Reconstructing memories

Code for the paper "Bayesian reconstruction of memories stored in neural networks from their connectivity" (arXiv:2105.07416)

Requirements

• numpy (>= 1.8)
• scipy (tested with version 1.0.0)
• cython (tested with version 0.28.2)

Install

To get started, running AMP on the Hopfield model with standard binary prior and three patterns looks like this:

python amp_hf.py --prior 1 -P 3

Now try moving this up to 16 patterns... it's pretty slow!

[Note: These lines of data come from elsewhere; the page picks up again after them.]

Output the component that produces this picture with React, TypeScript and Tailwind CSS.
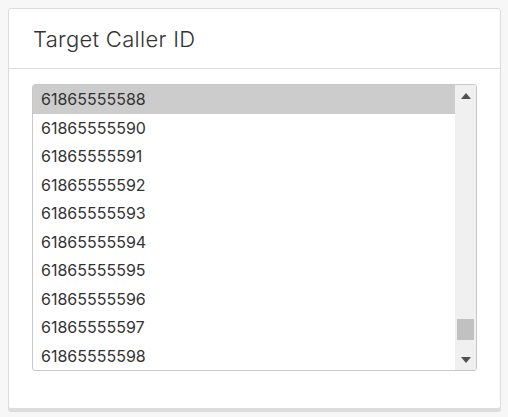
const ids = [
  '61865555588',
  '61865555590',
  '61865555591',
  '61865555592',
  '61865555593',
  '61865555594',
  '61865555595',
  '61865555596',
  '61865555597',
  '61865555598',
]

export default function App() {
  return (
    <div className="min-h-screen bg-[#f7f7f7] p-2 font-['Inter','Noto_Sans',sans-serif]">
      <div className="w-[493px] h-[401px] rounded-[3px] border border-[#dcdcdc] bg-white shadow-[0_3px_0_#dddddd] flex flex-col">
        {/* header */}
        <div className="h-[60px] border-b border-[#dcdcdc] flex items-center px-[24px]">
          <h2 className="text-[22px] font-light text-[#333] tracking-[0.3px] mt-[1px]">Target Caller ID</h2>
        </div>

        {/* list box */}
        <div className="px-[23px] pt-[15px]">
          <div className="h-[287px] rounded-[3px] border border-[#c8c8c8] flex overflow-hidden">
            <div className="flex-1 flex flex-col">
              {ids.map((id, i) => (
                <div
                  key={id}
                  className={
                    i === 0
                      ? 'h-[28.5px] flex items-center px-[8px] text-[16px] text-[#333] bg-[#cccccc]'
                      : 'h-[28.5px] flex items-center px-[8px] text-[16px] text-[#333]'
                  }
                >
                  {id}
                </div>
              ))}
            </div>

            {/* fake scrollbar */}
            <div className="w-[21px] bg-[#f0f0f0] flex flex-col items-center">
              <div className="h-[21px] flex items-center justify-center">
                <svg width="10" height="6" viewBox="0 0 10 6">
                  <path d="M5 0 L10 6 L0 6 Z" fill="#505050" />
                </svg>
              </div>
              <div className="flex-1 w-full flex flex-col justify-end px-[2px] pb-[9px]">
                <div className="h-[21px] w-full bg-[#c1c1c1]" />
              </div>
              <div className="h-[21px] flex items-center justify-center">
                <svg width="10" height="6" viewBox="0 0 10 6">
                  <path d="M0 0 L10 0 L5 6 Z" fill="#505050" />
                </svg>
              </div>
            </div>
          </div>
        </div>
      </div>
    </div>
  )
}
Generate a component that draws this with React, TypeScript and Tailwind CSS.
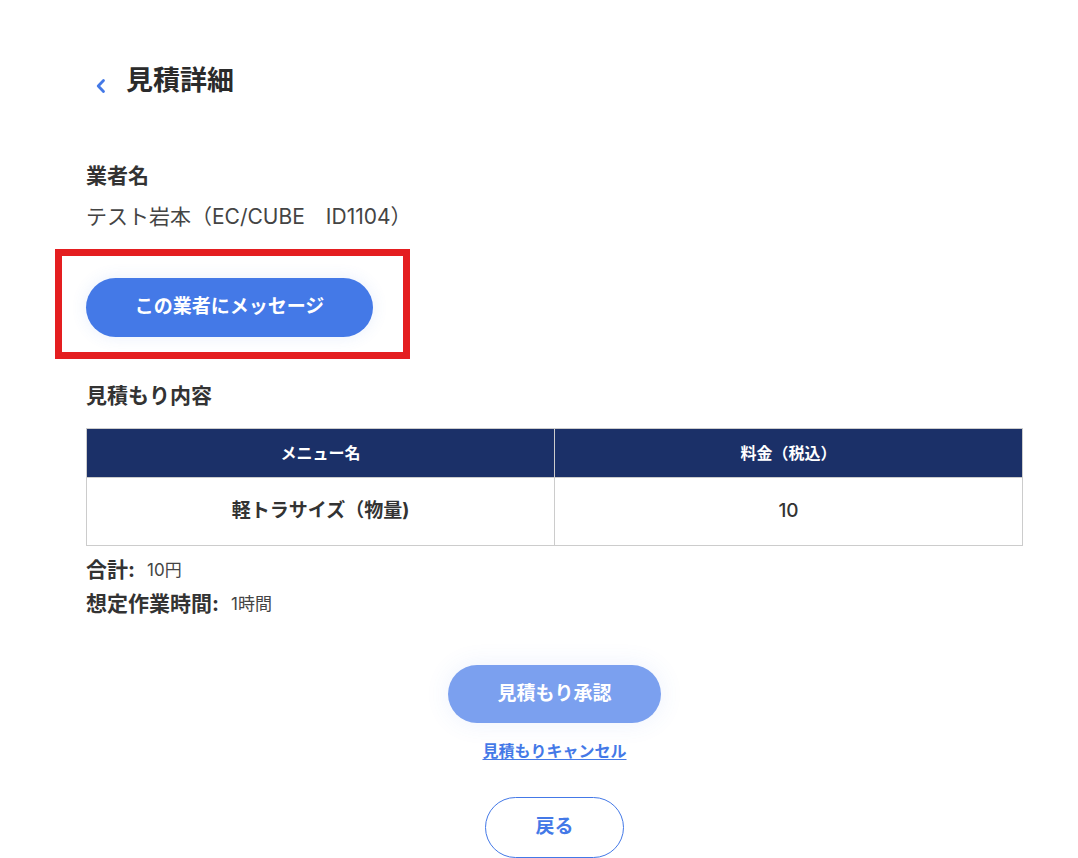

This is where the meanfield prior comes in. It is implemented in Cython for optimal speed reasons. To compile, simply type

python setup.py build_ext --inplace

and run amp_hf.py with the meanfield flag:

python amp_hf.py --prior 1 -P 16 --mf

Enjoy!

Testing

To run all tests, go to the root directory (the one that contains setup.py) and simply type

nose2

Detailed guide to the files

File	Description
amp.py	Generic implementation of approximate message passing (AMP) for low-rank matrix factorisation
amp_hf*.py	Launches AMP for various hopfield models
cpriors.pyx	Cython implementation of various computationally intensive prior functions
hopfield.py	Helper functions to create and analyse Hopfield networks
priors.py	Implementation of the various papers analysed in the paper
se_*.py	State evolution for the AMP algorithms
tests	Contains unit tests for the various modules

References and acknowledgements

Approximate Message passing

The Approximate Message Passing algorithm equations are based on work by Thibault Lesieur (TL), Florent Krzakala (FK) and Lenka Zdeoborova (LK), see:

• TL, FK, and LZ, J. Stat. Mech. Theory Exp. 2017, 73403 (2017). arXiv:1701.00858
• TL, FK and LZ, in IEEE Int. Symp. Inf. Theory - Proc. (2015), pp. 1635–1639.arXiv:1503.00338
• TL, FK, and LZ, in 2015 53rd Annu. Allert. Conf. Commun. Control. Comput. (IEEE, 2015), pp. 680–687. arXiv:1507.03857

They follow from earlier works by

• Yash Deshpande and Andrea Montanari (arXiv:1402.2238),
• Alyson K. Fletcher and Sundeep Rangan (arXiv:1202.2759),
• as well as Ryosuke Matsushita and Toshiyuki Tanaka

Alternative implementations of AMP algorithms

• TL, FK and LZ provided implementations for Julia and Matlab.
• See also the numerous implementations of AMP and related algorithms by Phil Schniter.

Acknowledgements

We would like to thank the Department of Mathematics at Duke University for their hospitality during an extended visit, during which this work was carried out. It is a pleasure to thank Andre Manoel for valuable discussions.